En aquella época, los arrieros mandaban la parada en el pueblo. Comerciantes, agricultores, constructores, cocineras, todos dependían de lo que llevaban en sus mulas aquellos caminantes, que desafiaban inviernos y soles para llevar sus cargas desde Sardinata. Por eso dijo alguna vez el poeta: “Los viernes llegaban los arrieros, y era como una fiesta en todo el pueblo”.
Uno de los arrieros más sobresalientes fue don Ángel Facundo Botello, patriarca, amigo del progreso (fue el primero en construir una casa de balcón en Las Merecedes), forjador de una familia sana y trabajadora, y jugador de bolo criollo los domingos en la plaza.
Vestía de saco de dril, a la usanza antigua, y calzaba cotizas, como corresponde a un caminante.
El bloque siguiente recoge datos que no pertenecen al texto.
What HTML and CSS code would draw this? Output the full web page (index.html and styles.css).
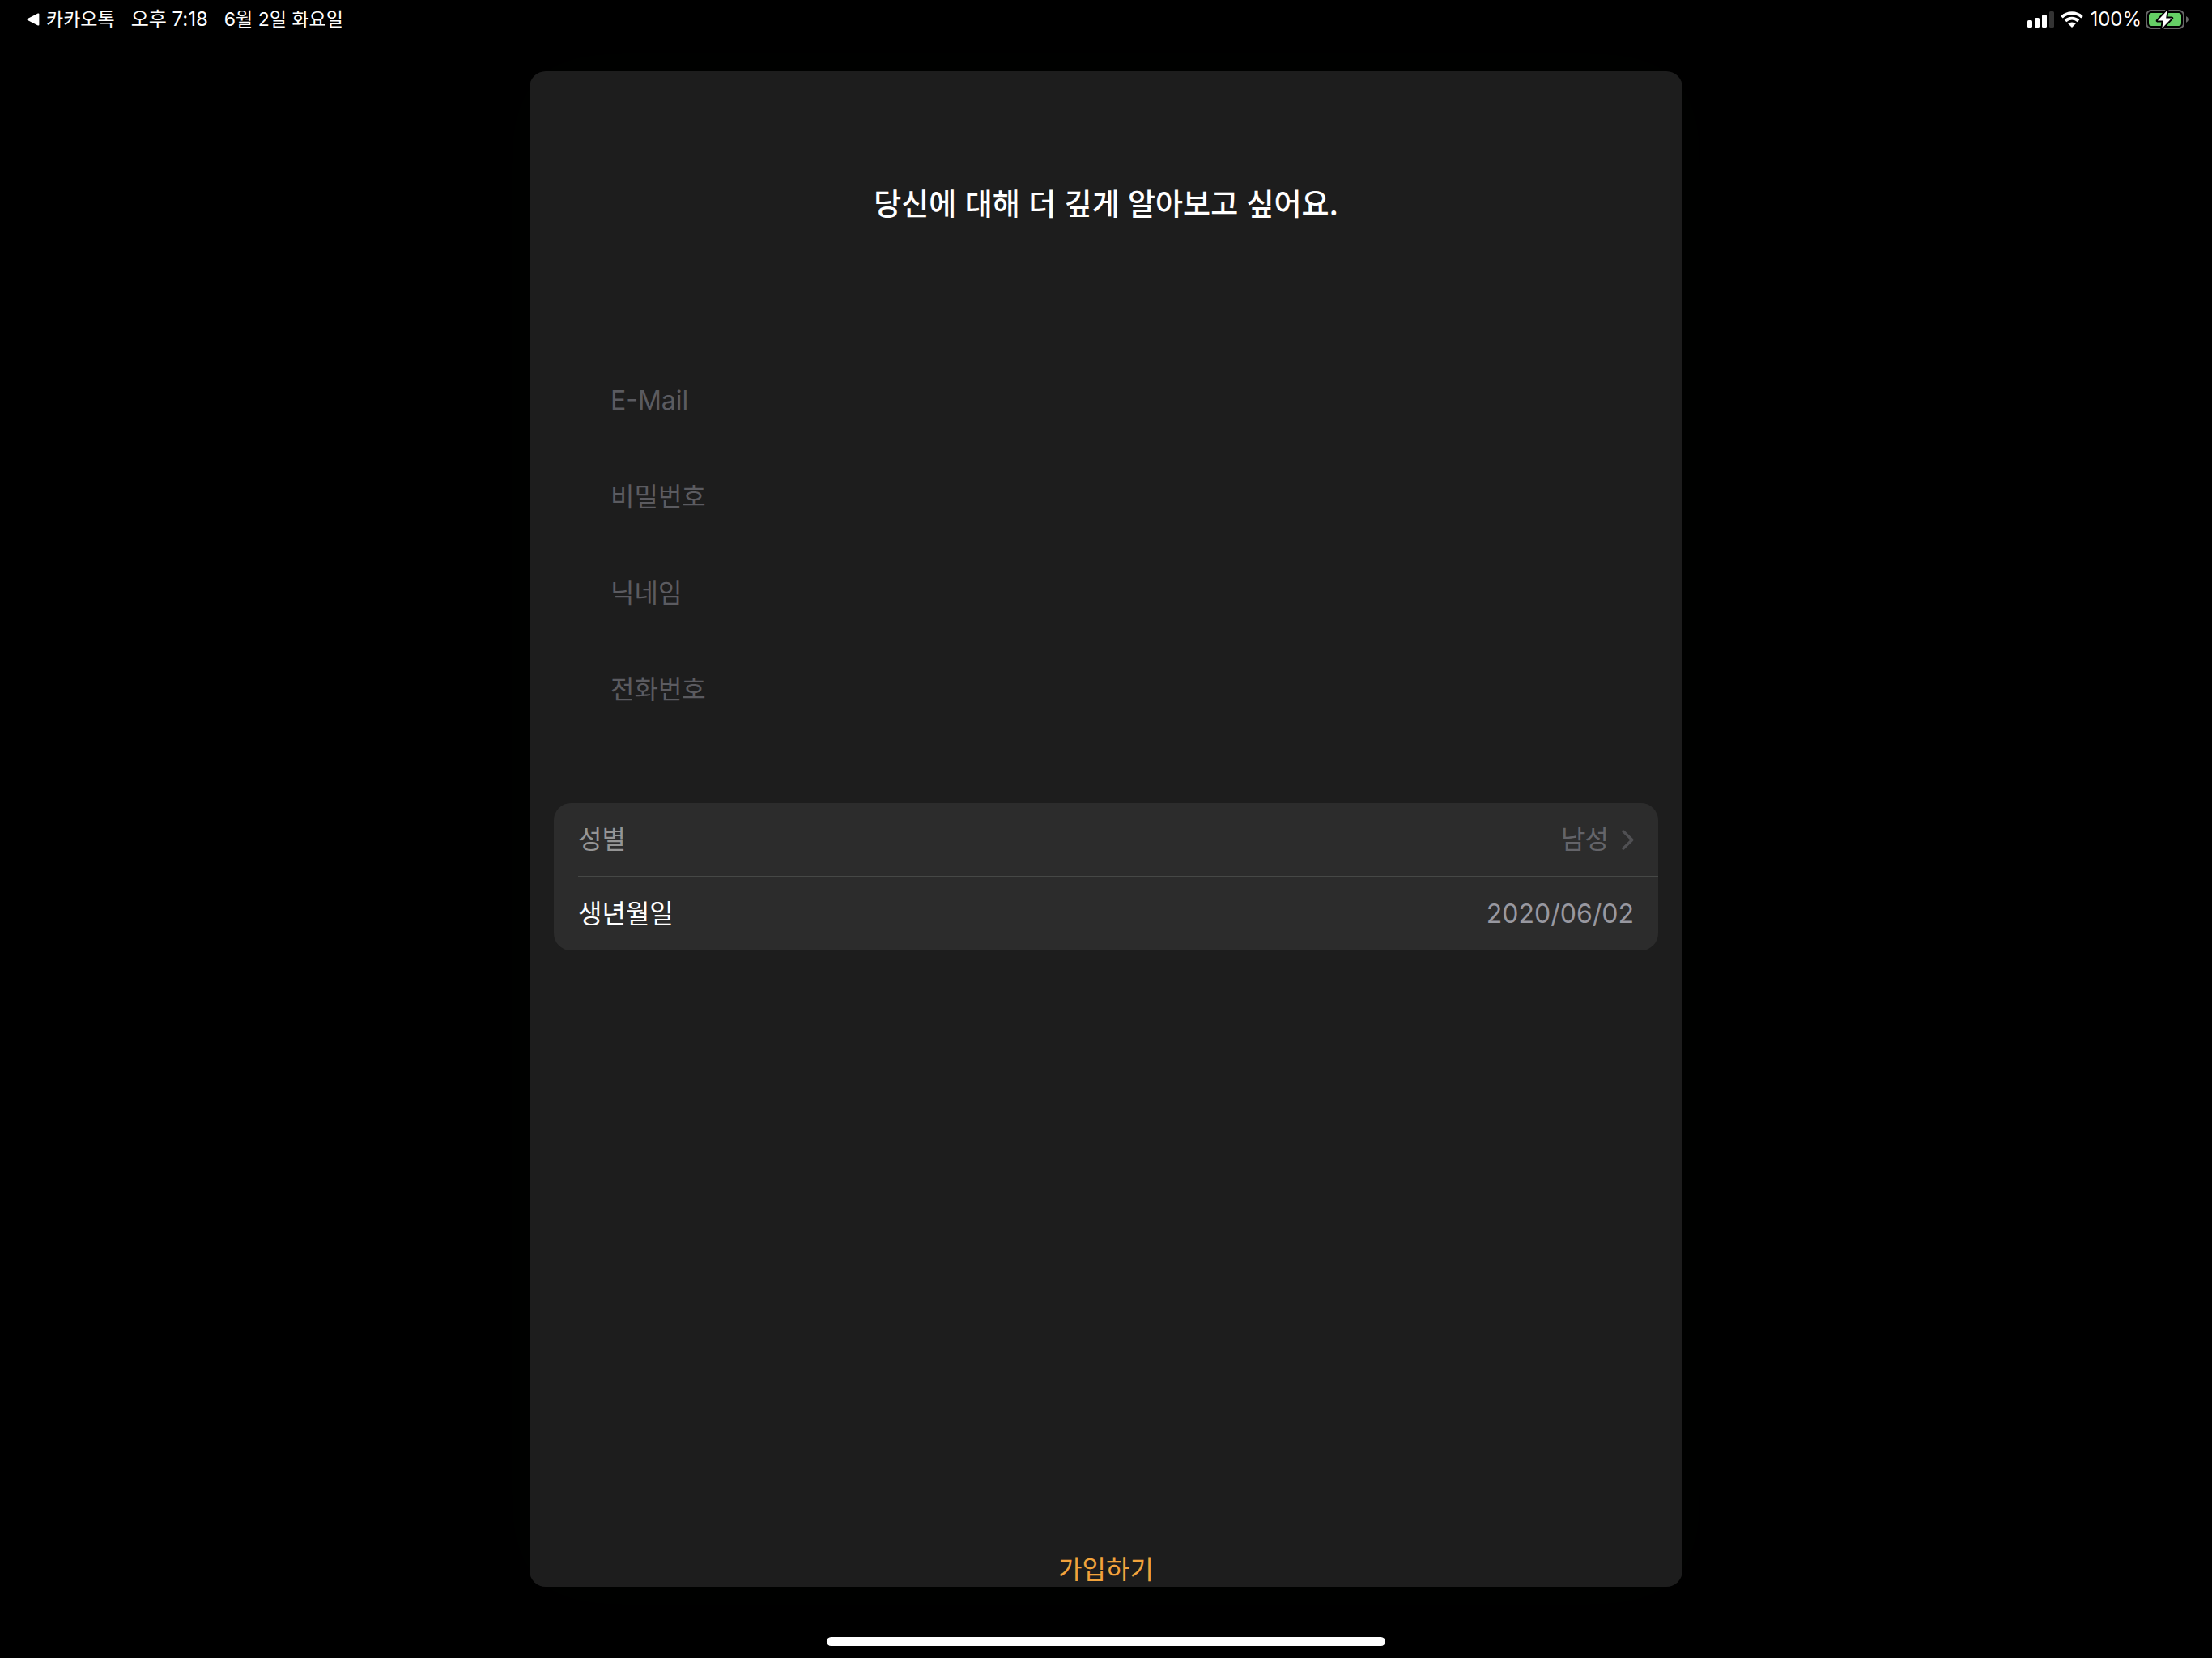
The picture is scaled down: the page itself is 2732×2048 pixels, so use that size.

Le dejó al pueblo no sólo su ejemplo de hombre recto y trabajador
y una hermosa casona de dos pisos y una finca de pastos y de mulas, al frente del pueblo, al otro lado de la quebrada, sino también una catorcera de hijos, que siguieron su ejemplo de rectitud, de trabajo y de gente buena.
Cuando uno de ellos, José Benildo, regresó del cuartel, llegó convertido en todo un chacho, un galán de película, un joven a quien todas las muchachas del pueblo, que estaban en la edad de casamenteras, le echaron el ojo de inmediato. Un marido como ese (sano, que no iba a las cantinas, que rezaba de noche el rosario con sus papás, dedicado de lleno a su trabajo y con libreta militar de primera) pocas veces se consigue.
Pero el hombre no era un tipo fácil. Con una sonrisa pesaba la media libra de tripa y despachaba amablemente a la que trataba de hacerle carantoñas. Además, ya él estaba flechado por la hija de la vendedora de guarapo, al lado de la pesa. Rita, la muchacha, no tuvo que hacer ningún esfuerzo para conquistarlo. Su bonitura, sus grandes ojos y su cuerpo esbelto hicieron el trabajo. Y ella no era ajena a los requiebres y piropos de Benildo. A punta de miradas se enamoraron y, una tarde calurosa él le confesó su amor. Ella se sonrojó y le dijo que la dejara pensarlo, pero desde entonces, cuando el sol arreciaba sobre el toldo donde el hombre vendía la carne, Rita, solícita y cariñosa, corría a llevarle una totumada de guarapo fresco y dulce, del que no emborracha.
Y así, entre guarapo, visitas cortas y piquitos clandestinos, aquel amor se hizo grande, y un día sucedió lo que tenía que suceder: Benildo y Rita se hicieron marido y mujer. La iglesia se llenó para la fiesta y la casona de balcón se llenó para la fiesta. Doña Antonia repartía chicha y don Ángel y doña Teodolinda bailaban. Aún se recuerda aquel matrimonio en el pueblo.
Benildo y Rita formaron un hogar envidiable, a ejemplo de sus mayores. Se llenaron de hijos a los que formaron con amor, pero con disciplina. Con buenos consejos y a punta de correazos. Unos salieron abogados, otros salieron comerciantes, algún filósofo y hasta un político salió de la manada.
Pero como tampoco hay dicha que dure cien años, Benildo enfermó, y la semana pasada se marchó al cielo, donde estará a la derecha del Padre Eterno. De eso no me cabe la menor duda, porque Benildo Botello fue un buen hijo, un buen marido, un buen padre, un buen mercedeño, un buen creyente y un buen amigo. En definitiva, un buen hombre, como pocos. No lo pude acompañar a su entierro, pero desde esta columna le envío a él, mi hasta luego; a Rita, mi saludo solidario y a sus hijos, mi abrazo cariñoso.